West Germans wary of '1984'-style ID card

A new ID card - its critics claim - is bringing George Orwell's Big Brother world of ''1984'' closer in West Germany. But its proponents claim the new laminated, forgery-proof, washing-machine-proof identity card is essential to protect society against terrorists.

A suit has just been filed to test the card's constitutionality, and the protest movement that earlier won a court injunction against this year's planned census on civil rights grounds is gearing up for a major campaign on the issue.

Thus rages the latest feud between a Conservative government that is championing law and order and civil rights advocates. Aptly or not, the card is to be introduced in 1984.

West Germany already has a unified system of compulsory ID cards for citizens , and it is not in dispute. The system itself does not raise the kind of visceral horror here that the concept always does when proposed in the United States. But the form of the new card is highly controversial - especially its readability by machine.

A machine-readable card, argues just-retired data protection commissioner Hans-Peter Bull in the latest issue of the weekly Die Zeit, would allow much more intrusive recording and storing by state agencies of the movements of innocent persons. Unless legal barriers were erected, it would also allow fairly low-level policemen to make fishing expeditions through other irrelevant personal information in other government agencies.

As planned, the card would be presented at border crossings for a check against a central police computer. (In Western Europe, especially between member countries of the European Comunity, passports often are not checked at frontiers.)

Dr. Bull objects to the government's assurance that data protection officials were consulted in drawing up guidelines for the new ID cards on the basis of 1980 legislation. He and state data protection officials were consulted, he says , but their recommendations that the card not be machine-readable were ignored.

The new federal data protection commissioner, Reinhold Baumann, has no such qualms. He took office in May saying that fears of a ''1984''-style surveillance state are ''unjustified'' as long there is a free parliament. He said data protection does not always have priority over security and should not be ''a battle cry against the administration.''

Nor do the ruling Conservatives have any qualms. A spokesman for Chancellor Helmut Kohl's Christian Democratic Union has derided Mr. Bull and ''his ideological comrades primarily in the camp of the Green-Reds (i.e., ecologists and Socialists).'' And a brochure the government has just issued praises the planned ID cards for making possible ''a faster and more intensive border control'' for locating criminals.

The government sees no dangers for ordinary citizens in a card that carries a photo, name, birthdate, eye color, height, citizenship, signature, and address. The card number, the brochure says, may be registered only with the federal printing office (and with local identification authorities), and the federal office may not store any further data about cardholders.

The difficulties between present data protection commissioner Baumann and his predecessor Bull neatly personify the one major policy difference between the 10 -month-old center-right government and its 13-year-old center-left predecessor. The present government emphasizes security despite the cost in civil rights. The last government emphasized civil rights (with some exceptions) despite the cost in security.
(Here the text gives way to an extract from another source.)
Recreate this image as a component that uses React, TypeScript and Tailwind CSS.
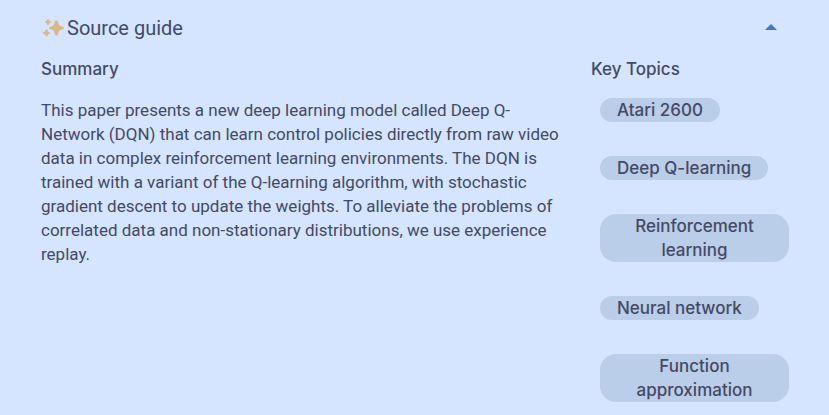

To be sure, the data protection commissioner is not a member of the government and serves independently of it. But the previous Liberal interior minister was himself a strong civil rights advocate and backed Bull in his view of his office as one of ombudsman.

The new interior minister, Friedrich Zimmermann of the Christian Social Union , is a law-and-order advocate who welcomes Baumann's intentions to stay out of the limelight.

Typically, press articles in the last few months of Bull's incumbency covered the commissioner's attempts to prevent one government agency from reading personal data about citizens filed in another agency. Sample headlines read ''Bonn (government) declines to give Bull access to documents,'' ''Bull wants stricter preconditions for transfer (of data),'' ''Data protector Bull again ascertained violation of rights.''

Typically, headlines in the first two months of Baumann's incumbency read, ''A good boy instead of an awkward one?'' and ''Discreet attempts to reduce fear'' about Orwellian domestic spying.